What This Looks Like In Practice

I gave an agent a fairly complex project. Multiple moving parts. Shared types. Integration points. A bunch of places where a naive swarm would absolutely step on itself.

The agent first reasoned about structure.

Clean separation: each module depends only on shared types, enabling parallel development.

Then it made the right call.

I am the coordinator. I will handle the integration points after agents finish their isolated slices.

Then it spawned seven sub-agents in parallel on isolated slices.

7 task agents launched
├─ Agent 1: Slice A
├─ Agent 2: Slice B
├─ Agent 3: Slice C
├─ Agent 4: Slice D
├─ Agent 5: Slice E
├─ Agent 6: Slice F
└─ Agent 7: Slice G

While those ran, the main agent kept the shared work:

  1. shared types and validation
  2. integration logic
  3. wiring everything together

The output was exactly what you want from a multi-agent session:

  • seven agents working in parallel on isolated pieces
  • main agent handling seams and shared state
  • zero conflicts by construction

That is the important part. Not low conflicts. Not manageable conflicts. Zero conflicts by construction.

Why This Works

The magic is in territory.

Each sub-agent gets exclusive ownership over one slice. No overlapping write surface. No shared mutable state between sibling agents.

The coordinator owns the seams:

  • shared types
  • integration logic
  • connection points
  • final assembly

When territories do not overlap, conflict resolution stops being a runtime problem. It becomes a design property.

That is very different from the standard multi-agent mindset.

Standard approach:

  • let agents run
  • detect collisions later
  • resolve conflicts after the fact

TAO approach:

  • design ownership first
  • spawn only on isolated slices
  • make collisions structurally impossible

The best systems do not rely on heroic cleanup. They make the right outcome easier than the wrong one.

The Three Rules

TAO reduces cleanly to three rules.

1. Territory Rule

One agent per non-overlapping slice.

If a slice is isolated, it can be delegated safely.

2. Overlap Rule

If two tasks touch the same work, they should not be split across independent sub-agents.

Either the coordinator handles both, or one agent owns both.

3. Coordinator Rule

The main agent owns all shared context and all integration points.

Sub-agents can read shared context. They should not own or mutate the seams.
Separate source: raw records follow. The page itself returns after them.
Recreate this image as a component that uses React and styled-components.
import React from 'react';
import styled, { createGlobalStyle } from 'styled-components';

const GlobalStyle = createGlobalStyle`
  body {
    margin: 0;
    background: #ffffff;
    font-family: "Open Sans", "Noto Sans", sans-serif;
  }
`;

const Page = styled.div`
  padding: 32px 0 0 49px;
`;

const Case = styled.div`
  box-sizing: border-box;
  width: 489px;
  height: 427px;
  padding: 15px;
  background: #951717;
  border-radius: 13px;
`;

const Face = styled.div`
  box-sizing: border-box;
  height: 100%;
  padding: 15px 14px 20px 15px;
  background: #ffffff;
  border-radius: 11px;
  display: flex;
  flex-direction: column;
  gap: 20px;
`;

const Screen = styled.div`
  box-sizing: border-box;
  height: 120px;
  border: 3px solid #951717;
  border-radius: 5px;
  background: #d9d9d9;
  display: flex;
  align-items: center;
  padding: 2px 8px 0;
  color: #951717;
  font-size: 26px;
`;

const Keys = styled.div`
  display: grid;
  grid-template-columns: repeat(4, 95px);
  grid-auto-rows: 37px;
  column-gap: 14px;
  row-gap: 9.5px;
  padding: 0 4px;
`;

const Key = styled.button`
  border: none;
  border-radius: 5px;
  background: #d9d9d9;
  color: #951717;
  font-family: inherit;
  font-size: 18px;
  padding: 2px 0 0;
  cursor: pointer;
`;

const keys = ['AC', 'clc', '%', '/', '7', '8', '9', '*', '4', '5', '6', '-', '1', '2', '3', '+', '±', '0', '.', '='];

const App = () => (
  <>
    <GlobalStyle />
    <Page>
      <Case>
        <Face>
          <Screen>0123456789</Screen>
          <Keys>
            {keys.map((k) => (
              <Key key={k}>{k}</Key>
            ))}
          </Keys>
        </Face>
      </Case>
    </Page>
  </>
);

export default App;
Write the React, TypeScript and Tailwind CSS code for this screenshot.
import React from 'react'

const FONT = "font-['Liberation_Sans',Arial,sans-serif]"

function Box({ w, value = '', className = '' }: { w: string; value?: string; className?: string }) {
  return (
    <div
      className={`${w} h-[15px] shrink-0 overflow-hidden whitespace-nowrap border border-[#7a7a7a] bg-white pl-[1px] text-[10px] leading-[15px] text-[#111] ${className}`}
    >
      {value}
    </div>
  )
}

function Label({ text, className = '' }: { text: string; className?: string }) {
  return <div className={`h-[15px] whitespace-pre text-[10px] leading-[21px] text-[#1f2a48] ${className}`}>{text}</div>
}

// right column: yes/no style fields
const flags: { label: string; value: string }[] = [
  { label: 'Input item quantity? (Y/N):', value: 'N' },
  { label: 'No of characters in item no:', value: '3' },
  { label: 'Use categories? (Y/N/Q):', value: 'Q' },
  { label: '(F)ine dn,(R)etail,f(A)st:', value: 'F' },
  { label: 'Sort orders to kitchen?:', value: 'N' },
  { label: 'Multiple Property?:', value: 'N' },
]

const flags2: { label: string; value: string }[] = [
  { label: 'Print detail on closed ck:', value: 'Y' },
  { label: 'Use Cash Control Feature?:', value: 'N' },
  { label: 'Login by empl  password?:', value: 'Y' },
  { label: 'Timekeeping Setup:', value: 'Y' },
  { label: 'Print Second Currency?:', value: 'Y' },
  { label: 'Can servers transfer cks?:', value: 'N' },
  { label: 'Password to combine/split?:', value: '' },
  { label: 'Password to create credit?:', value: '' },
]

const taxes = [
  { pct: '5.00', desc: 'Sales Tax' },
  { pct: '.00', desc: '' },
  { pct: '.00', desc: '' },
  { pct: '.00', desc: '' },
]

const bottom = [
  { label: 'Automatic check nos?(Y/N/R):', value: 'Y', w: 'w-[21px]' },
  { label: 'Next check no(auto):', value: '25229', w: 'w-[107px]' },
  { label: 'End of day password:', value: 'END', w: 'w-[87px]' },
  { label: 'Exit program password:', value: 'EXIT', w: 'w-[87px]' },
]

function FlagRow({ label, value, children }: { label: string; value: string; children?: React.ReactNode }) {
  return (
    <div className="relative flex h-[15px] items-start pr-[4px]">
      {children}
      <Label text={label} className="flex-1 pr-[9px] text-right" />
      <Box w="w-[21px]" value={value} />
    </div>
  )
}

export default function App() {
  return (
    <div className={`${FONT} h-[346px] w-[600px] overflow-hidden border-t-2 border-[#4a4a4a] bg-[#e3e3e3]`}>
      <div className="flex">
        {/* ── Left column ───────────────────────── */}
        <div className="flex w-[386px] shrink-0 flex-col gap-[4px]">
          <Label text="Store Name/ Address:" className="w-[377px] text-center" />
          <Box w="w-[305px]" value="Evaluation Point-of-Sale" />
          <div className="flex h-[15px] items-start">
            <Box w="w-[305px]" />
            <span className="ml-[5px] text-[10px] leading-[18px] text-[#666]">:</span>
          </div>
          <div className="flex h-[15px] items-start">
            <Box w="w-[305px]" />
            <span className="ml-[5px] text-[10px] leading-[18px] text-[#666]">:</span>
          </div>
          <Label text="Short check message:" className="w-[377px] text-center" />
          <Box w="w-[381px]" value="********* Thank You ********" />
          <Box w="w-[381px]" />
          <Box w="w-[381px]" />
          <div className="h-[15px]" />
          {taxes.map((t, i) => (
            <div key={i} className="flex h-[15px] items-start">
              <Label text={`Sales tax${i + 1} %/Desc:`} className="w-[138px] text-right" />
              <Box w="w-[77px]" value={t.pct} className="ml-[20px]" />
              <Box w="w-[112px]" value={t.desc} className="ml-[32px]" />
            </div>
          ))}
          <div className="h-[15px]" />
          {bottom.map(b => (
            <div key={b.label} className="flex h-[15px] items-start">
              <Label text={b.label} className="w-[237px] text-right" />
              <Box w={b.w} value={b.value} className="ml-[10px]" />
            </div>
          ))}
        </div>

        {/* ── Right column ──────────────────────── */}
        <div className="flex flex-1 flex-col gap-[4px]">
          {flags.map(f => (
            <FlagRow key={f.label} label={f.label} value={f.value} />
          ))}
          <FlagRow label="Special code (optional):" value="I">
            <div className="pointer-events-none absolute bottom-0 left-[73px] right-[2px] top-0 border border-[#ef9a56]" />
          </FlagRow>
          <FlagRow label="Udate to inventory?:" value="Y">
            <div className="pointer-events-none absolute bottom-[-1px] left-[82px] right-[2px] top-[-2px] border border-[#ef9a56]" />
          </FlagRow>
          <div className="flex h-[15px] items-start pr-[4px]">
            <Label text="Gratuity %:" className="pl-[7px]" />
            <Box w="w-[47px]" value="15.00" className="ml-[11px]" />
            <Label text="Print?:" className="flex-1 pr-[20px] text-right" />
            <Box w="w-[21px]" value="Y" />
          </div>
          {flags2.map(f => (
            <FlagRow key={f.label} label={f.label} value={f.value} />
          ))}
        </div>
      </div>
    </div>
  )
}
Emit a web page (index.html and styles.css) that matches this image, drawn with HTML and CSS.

That gives you a clean hierarchy:

  • coordinator owns shared state and final integration
  • sub-agents own isolated slices
  • overlap stays centralized

The Prompt Pattern

This is the exact idea in prompt form.

You can spawn sub-agents for parallel work. Before spawning:

1. Map what each task touches
2. Identify overlapping territories
3. For isolated slices: spawn a sub-agent with exclusive ownership
4. For overlapping work: handle it yourself
5. You own all integration points and shared context

Rule: If any two tasks touch the same work, do not spawn
separate agents. Either handle both yourself, or spawn
one agent to handle both.

You are the coordinator. Sub-agents own slices.
You own the seams.

That is the whole pattern.

The reason it works is that it forces architectural reasoning before delegation. The model is no longer asking “what can I parallelize?” It is asking “what can I safely parallelize without creating ownership ambiguity?”

Why This Generalizes

This idea is bigger than AI agents.

You see the same structure everywhere:

  • database sharding works because each shard owns exclusive data
  • Kubernetes controllers work because ownership is explicit
  • good team design works because boundaries are clear

The same logic applies here.

If autonomous systems are going to coordinate other autonomous systems, they need an ownership model. TAO is one very practical ownership model.

It is not trying to make agents smarter after the fact. It gives them a principle for self-organization up front.

The Takeaway

Most multi-agent failures are not capability failures.

They are ownership failures.

TAO fixes that with one principle:

  • map territories before spawning
  • parallelize only isolated slices
  • keep overlap with the coordinator
  • let the coordinator own the seams

That is the pattern.

One prompt rule. Much less chaos.

And yes, the words were polished with AI. The orchestration idea was mine.